→ MATERIAL PROVIDED:
________________________________________

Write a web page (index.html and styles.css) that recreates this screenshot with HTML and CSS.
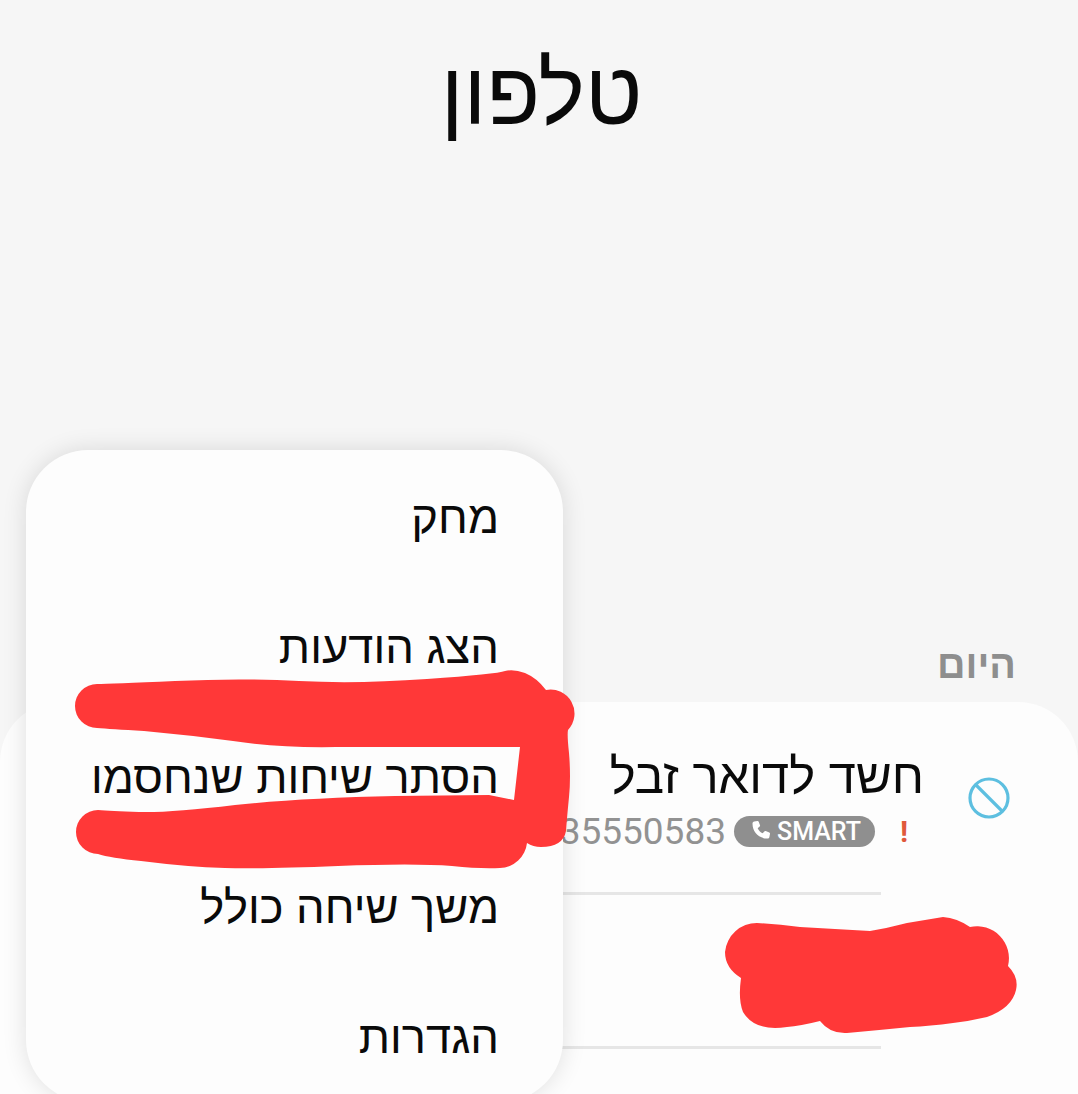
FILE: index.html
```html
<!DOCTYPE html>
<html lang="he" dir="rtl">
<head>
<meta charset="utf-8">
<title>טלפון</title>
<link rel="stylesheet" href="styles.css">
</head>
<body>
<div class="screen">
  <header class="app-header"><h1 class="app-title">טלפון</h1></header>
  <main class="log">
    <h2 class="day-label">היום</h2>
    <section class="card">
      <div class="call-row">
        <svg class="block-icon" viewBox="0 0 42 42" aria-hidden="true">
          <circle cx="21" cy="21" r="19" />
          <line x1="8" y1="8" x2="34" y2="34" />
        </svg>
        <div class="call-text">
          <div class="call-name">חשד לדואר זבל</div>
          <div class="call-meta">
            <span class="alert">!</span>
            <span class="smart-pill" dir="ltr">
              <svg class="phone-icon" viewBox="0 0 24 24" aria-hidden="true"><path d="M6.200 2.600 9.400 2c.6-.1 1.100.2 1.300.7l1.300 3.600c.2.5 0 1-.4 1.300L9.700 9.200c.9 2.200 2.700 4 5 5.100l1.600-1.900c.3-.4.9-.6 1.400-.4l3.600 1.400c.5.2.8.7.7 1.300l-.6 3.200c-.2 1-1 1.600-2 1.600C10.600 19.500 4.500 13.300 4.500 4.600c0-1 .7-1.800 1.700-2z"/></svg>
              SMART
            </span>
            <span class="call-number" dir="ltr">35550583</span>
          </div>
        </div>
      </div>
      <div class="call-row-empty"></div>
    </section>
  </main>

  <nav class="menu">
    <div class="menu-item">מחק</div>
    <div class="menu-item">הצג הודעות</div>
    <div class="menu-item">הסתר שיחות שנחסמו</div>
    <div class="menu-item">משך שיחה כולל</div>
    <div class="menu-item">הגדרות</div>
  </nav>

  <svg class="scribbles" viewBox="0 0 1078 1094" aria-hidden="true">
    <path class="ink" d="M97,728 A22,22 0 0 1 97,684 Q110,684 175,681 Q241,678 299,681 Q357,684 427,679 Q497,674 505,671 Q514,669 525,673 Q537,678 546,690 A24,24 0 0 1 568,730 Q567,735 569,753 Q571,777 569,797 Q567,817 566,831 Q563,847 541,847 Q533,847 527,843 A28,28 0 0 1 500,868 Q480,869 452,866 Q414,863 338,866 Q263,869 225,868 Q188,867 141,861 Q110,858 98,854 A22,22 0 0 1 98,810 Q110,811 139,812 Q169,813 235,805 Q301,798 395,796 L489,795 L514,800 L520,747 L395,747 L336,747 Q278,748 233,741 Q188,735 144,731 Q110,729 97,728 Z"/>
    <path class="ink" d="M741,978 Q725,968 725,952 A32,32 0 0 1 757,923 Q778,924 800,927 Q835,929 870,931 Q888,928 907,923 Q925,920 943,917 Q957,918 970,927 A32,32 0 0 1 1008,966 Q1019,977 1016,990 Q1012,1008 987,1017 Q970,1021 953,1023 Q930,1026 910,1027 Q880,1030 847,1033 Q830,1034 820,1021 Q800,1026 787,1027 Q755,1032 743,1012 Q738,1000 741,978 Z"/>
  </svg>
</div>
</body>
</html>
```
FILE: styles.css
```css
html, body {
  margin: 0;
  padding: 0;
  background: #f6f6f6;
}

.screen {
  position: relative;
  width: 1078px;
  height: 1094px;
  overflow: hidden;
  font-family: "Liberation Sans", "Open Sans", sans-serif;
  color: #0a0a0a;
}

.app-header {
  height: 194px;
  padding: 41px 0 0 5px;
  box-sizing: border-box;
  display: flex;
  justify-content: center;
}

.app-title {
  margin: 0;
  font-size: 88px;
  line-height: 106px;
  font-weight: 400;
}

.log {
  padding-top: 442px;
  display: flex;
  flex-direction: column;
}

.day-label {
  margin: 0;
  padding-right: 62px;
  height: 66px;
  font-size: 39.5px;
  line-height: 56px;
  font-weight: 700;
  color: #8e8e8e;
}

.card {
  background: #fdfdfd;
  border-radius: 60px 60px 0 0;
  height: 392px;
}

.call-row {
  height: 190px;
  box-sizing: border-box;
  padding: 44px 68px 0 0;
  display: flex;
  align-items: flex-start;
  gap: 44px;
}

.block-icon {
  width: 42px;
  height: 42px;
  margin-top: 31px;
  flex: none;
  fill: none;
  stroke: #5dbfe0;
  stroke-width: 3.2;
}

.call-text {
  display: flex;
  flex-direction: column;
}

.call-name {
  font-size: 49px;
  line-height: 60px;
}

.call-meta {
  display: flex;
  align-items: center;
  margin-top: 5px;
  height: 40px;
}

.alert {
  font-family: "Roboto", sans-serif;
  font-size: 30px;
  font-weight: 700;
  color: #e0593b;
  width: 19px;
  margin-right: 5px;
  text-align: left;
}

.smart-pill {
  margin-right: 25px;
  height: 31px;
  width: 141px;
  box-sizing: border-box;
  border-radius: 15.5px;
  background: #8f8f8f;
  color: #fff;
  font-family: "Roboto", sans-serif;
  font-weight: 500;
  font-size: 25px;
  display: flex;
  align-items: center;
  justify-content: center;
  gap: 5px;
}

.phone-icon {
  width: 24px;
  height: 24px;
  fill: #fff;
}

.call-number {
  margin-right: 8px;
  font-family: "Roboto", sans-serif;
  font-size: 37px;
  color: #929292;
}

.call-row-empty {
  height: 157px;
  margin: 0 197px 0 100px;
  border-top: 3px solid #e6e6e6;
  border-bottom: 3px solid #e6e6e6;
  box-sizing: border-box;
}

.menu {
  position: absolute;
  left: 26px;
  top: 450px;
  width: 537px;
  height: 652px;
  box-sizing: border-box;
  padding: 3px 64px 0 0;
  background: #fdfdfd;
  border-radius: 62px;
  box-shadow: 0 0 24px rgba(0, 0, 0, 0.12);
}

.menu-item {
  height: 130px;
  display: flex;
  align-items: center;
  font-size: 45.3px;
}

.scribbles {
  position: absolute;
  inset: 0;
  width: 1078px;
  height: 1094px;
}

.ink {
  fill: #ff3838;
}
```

________________________________________

→ WHAT IS NEEDED: Reproduce each line exactly as it appears, omitting the pictures.

→ EXPECTED ANSWER:
Write a web page (index.html and styles.css) that recreates this screenshot with HTML and CSS.
FILE: index.html
```html
<!DOCTYPE html>
<html lang="he" dir="rtl">
<head>
<meta charset="utf-8">
<title>טלפון</title>
<link rel="stylesheet" href="styles.css">
</head>
<body>
<div class="screen">
  <header class="app-header"><h1 class="app-title">טלפון</h1></header>
  <main class="log">
    <h2 class="day-label">היום</h2>
    <section class="card">
      <div class="call-row">
        <svg class="block-icon" viewBox="0 0 42 42" aria-hidden="true">
          <circle cx="21" cy="21" r="19" />
          <line x1="8" y1="8" x2="34" y2="34" />
        </svg>
        <div class="call-text">
          <div class="call-name">חשד לדואר זבל</div>
          <div class="call-meta">
            <span class="alert">!</span>
            <span class="smart-pill" dir="ltr">
              <svg class="phone-icon" viewBox="0 0 24 24" aria-hidden="true"><path d="M6.200 2.600 9.400 2c.6-.1 1.100.2 1.300.7l1.300 3.600c.2.5 0 1-.4 1.300L9.700 9.200c.9 2.200 2.700 4 5 5.100l1.600-1.900c.3-.4.9-.6 1.400-.4l3.600 1.400c.5.2.8.7.7 1.300l-.6 3.200c-.2 1-1 1.600-2 1.600C10.600 19.500 4.500 13.300 4.500 4.600c0-1 .7-1.800 1.700-2z"/></svg>
              SMART
            </span>
            <span class="call-number" dir="ltr">35550583</span>
          </div>
        </div>
      </div>
      <div class="call-row-empty"></div>
    </section>
  </main>

  <nav class="menu">
    <div class="menu-item">מחק</div>
    <div class="menu-item">הצג הודעות</div>
    <div class="menu-item">הסתר שיחות שנחסמו</div>
    <div class="menu-item">משך שיחה כולל</div>
    <div class="menu-item">הגדרות</div>
  </nav>

  <svg class="scribbles" viewBox="0 0 1078 1094" aria-hidden="true">
    <path class="ink" d="M97,728 A22,22 0 0 1 97,684 Q110,684 175,681 Q241,678 299,681 Q357,684 427,679 Q497,674 505,671 Q514,669 525,673 Q537,678 546,690 A24,24 0 0 1 568,730 Q567,735 569,753 Q571,777 569,797 Q567,817 566,831 Q563,847 541,847 Q533,847 527,843 A28,28 0 0 1 500,868 Q480,869 452,866 Q414,863 338,866 Q263,869 225,868 Q188,867 141,861 Q110,858 98,854 A22,22 0 0 1 98,810 Q110,811 139,812 Q169,813 235,805 Q301,798 395,796 L489,795 L514,800 L520,747 L395,747 L336,747 Q278,748 233,741 Q188,735 144,731 Q110,729 97,728 Z"/>
    <path class="ink" d="M741,978 Q725,968 725,952 A32,32 0 0 1 757,923 Q778,924 800,927 Q835,929 870,931 Q888,928 907,923 Q925,920 943,917 Q957,918 970,927 A32,32 0 0 1 1008,966 Q1019,977 1016,990 Q1012,1008 987,1017 Q970,1021 953,1023 Q930,1026 910,1027 Q880,1030 847,1033 Q830,1034 820,1021 Q800,1026 787,1027 Q755,1032 743,1012 Q738,1000 741,978 Z"/>
  </svg>
</div>
</body>
</html>
```
FILE: styles.css
```css
html, body {
  margin: 0;
  padding: 0;
  background: #f6f6f6;
}

.screen {
  position: relative;
  width: 1078px;
  height: 1094px;
  overflow: hidden;
  font-family: "Liberation Sans", "Open Sans", sans-serif;
  color: #0a0a0a;
}

.app-header {
  height: 194px;
  padding: 41px 0 0 5px;
  box-sizing: border-box;
  display: flex;
  justify-content: center;
}

.app-title {
  margin: 0;
  font-size: 88px;
  line-height: 106px;
  font-weight: 400;
}

.log {
  padding-top: 442px;
  display: flex;
  flex-direction: column;
}

.day-label {
  margin: 0;
  padding-right: 62px;
  height: 66px;
  font-size: 39.5px;
  line-height: 56px;
  font-weight: 700;
  color: #8e8e8e;
}

.card {
  background: #fdfdfd;
  border-radius: 60px 60px 0 0;
  height: 392px;
}

.call-row {
  height: 190px;
  box-sizing: border-box;
  padding: 44px 68px 0 0;
  display: flex;
  align-items: flex-start;
  gap: 44px;
}

.block-icon {
  width: 42px;
  height: 42px;
  margin-top: 31px;
  flex: none;
  fill: none;
  stroke: #5dbfe0;
  stroke-width: 3.2;
}

.call-text {
  display: flex;
  flex-direction: column;
}

.call-name {
  font-size: 49px;
  line-height: 60px;
}

.call-meta {
  display: flex;
  align-items: center;
  margin-top: 5px;
  height: 40px;
}

.alert {
  font-family: "Roboto", sans-serif;
  font-size: 30px;
  font-weight: 700;
  color: #e0593b;
  width: 19px;
  margin-right: 5px;
  text-align: left;
}

.smart-pill {
  margin-right: 25px;
  height: 31px;
  width: 141px;
  box-sizing: border-box;
  border-radius: 15.5px;
  background: #8f8f8f;
  color: #fff;
  font-family: "Roboto", sans-serif;
  font-weight: 500;
  font-size: 25px;
  display: flex;
  align-items: center;
  justify-content: center;
  gap: 5px;
}

.phone-icon {
  width: 24px;
  height: 24px;
  fill: #fff;
}

.call-number {
  margin-right: 8px;
  font-family: "Roboto", sans-serif;
  font-size: 37px;
  color: #929292;
}

.call-row-empty {
  height: 157px;
  margin: 0 197px 0 100px;
  border-top: 3px solid #e6e6e6;
  border-bottom: 3px solid #e6e6e6;
  box-sizing: border-box;
}

.menu {
  position: absolute;
  left: 26px;
  top: 450px;
  width: 537px;
  height: 652px;
  box-sizing: border-box;
  padding: 3px 64px 0 0;
  background: #fdfdfd;
  border-radius: 62px;
  box-shadow: 0 0 24px rgba(0, 0, 0, 0.12);
}

.menu-item {
  height: 130px;
  display: flex;
  align-items: center;
  font-size: 45.3px;
}

.scribbles {
  position: absolute;
  inset: 0;
  width: 1078px;
  height: 1094px;
}

.ink {
  fill: #ff3838;
}
```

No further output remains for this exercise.